Ulangan 34:10-12 memberikan suatu pengakuan yang luar
biasa atas Musa. Bahkan dikatakan bahwa tidak ada lagi
nabi yang bangkit seperti Musa di antara orang Israel.
Pengakuan tersebut dan fakta bahwa TUHAN demikian banyak
berbicara kepada Musa, menjadi sesuatu yang menarik dan
penting untuk mempelajari Musa. Sekalipun Musa berbuat
satu kesalahan yang membuat dirinya tidak bisa masuk
Tanah Perjanjian (Bilangan 20:7-13), namun
kualitas-kualitas yang dia miliki patut untuk kita
pelajari dan teladani. Musa tetap dikatakan sebagai nabi
yang luar biasa di mana TUHAN ‘berhadapan muka dengan
muka’ dengan dia.
KARAKTER MUSA
Ada 10 (sepuluh) kualitas Musa dalam perjalanan dan
pengalamannya yang intim dengan TUHAN:
1. Musa Memilih Menderita dalam Kebenaran daripada
Menikmati Dosa
Kitab Ibrani pasal 11 mencatat tokoh-tokoh dalam Alkitab
yang disebut “Saksi-saksi Iman” atau juga
pahlawan-pahlawan iman. Dalam ayat 24-26 tertulis bahwa
Musa lebih memilih menderita sengsara, dan memandang
penghinaan karena Kristus sebagai sesuatu yang jauh
lebih besar daripada semua harta Mesir. Ia tahu bahwa
upah yang akan ia terima jauh lebih besar daripada apa
pun yang bisa ditawarkan oleh dunia dengan segala dosa
di dalamnya. (Ibrani 11:24-26)
2. Musa Rela Menjalani Proses Pembentukan oleh TUHAN
Setelah lari dari Mesir, Musa hidup di tanah Midian
selama 40 tahun sebagai pendatang, dan menjalani
kehidupan yang sangat berbeda dibanding saat dia masih
ada di dalam istana Firaun di Mesir. Sebagai keluarga
istana Firaun, Musa telah mengenyam pendidikan istana
yang sangat cukup, namun untuk menjadi pemimpin
bangsanya dalam perjalanan padang gurun ia harus
dibentuk dulu.
Sekalipun Musa sudah mengalami penyertaan tangan TUHAN
yang menyelamatkannya dari pembantaian bayi-bayi Israel,
dia perlu mengalami perjumpaan secara pribadi dengan
TUHAN. Kehidupan dan perjumpaannya dengan TUHAN, menjadi
modal yang kuat baginya untuk memimpin umat pilihan
TUHAN.
3. Musa Meresponi Penunjukan TUHAN atas Dirinya
Setelah mengalami perjumpaan pribadi dengan TUHAN dalam
bentuk semak belukar yang menyala namun tidak terbakar,
Musa meresponi apa yang TUHAN perintahkan kepadanya,
yaitu membawa bangsa Israel menjadi penyembah TUHAN. (Keluaran
4:18-22)
Tugas utama Musa bukan hanya untuk membebaskan Israel
dari perbudakan Mesir, tetapi membawa bangsa itu kepada
destiny yang sudah TUHAN tetapkan sejak Abraham, yaitu
menjadi bangsa yang sulung yang akan beribadah kepada
TUHAN dan yang akan melahirkan Sang Juruselamat.

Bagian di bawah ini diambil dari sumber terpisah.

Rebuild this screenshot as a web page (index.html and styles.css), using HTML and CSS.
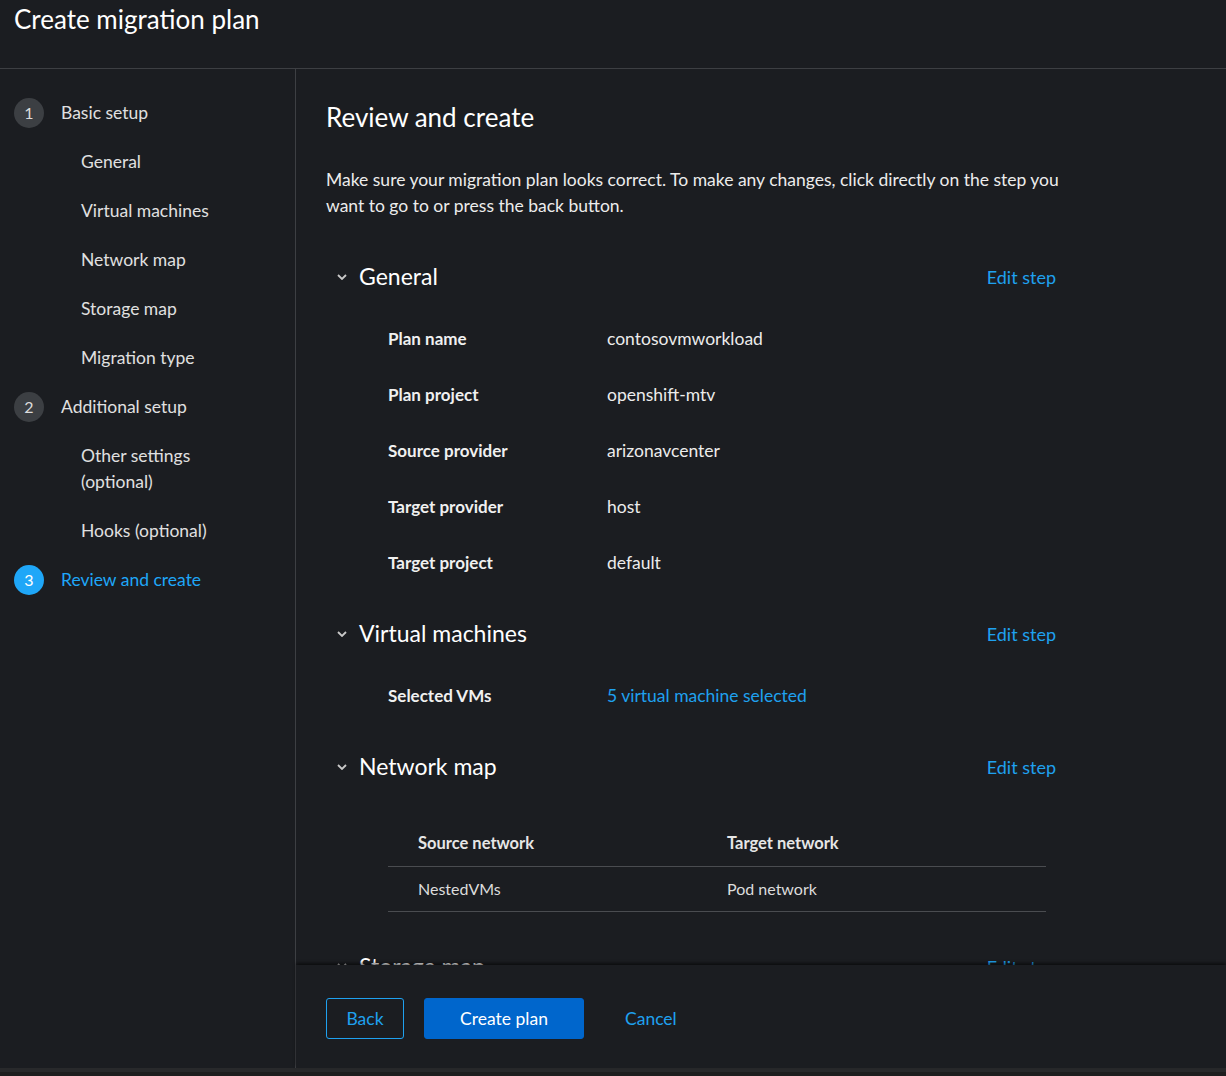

Prinsip yang sama juga berlaku bagi kita saat ini. Allah
tidak hanya melepaskan kita dari hukuman dosa, tetapi Ia
menghendaki kita untuk hidup dalam rencana-Nya,
beribadah kepada-Nya, dan membawa jiwa-jiwa untuk
diselamatkan.
4. Musa Taat kepada TUHAN dan Menjalankan Apa yang TUHAN
Perintahkan
(Imamat 8:4; Bilangan 7:1; 11:24)
Dari ketiga ayat yang kita baca di atas, jelas sekali
pola ketaatan Musa: dia menerima perintah/firman, dia
sampaikan kepada orang banyak, dan memastikan perintah/firman
itu dilakukan dan diselesaikan dengan baik. Pola ini
bukan hanya dalam ketiga ayat itu saja, tetapi menjadi
ciri khas kepemimpinan dan gaya hidup Musa. Di dalam
dunia pekerjaan sehari-hari, seorang bawahan yang
dengar-dengaran kepada majikannya dan melakukan semua
yang diperintahkan dengan baik, ia akan semakin mendapat
perkenanan majikannya dan mendapatkan kesempatan lebih
banyak untuk berhadapan dengan majikannya tersebut.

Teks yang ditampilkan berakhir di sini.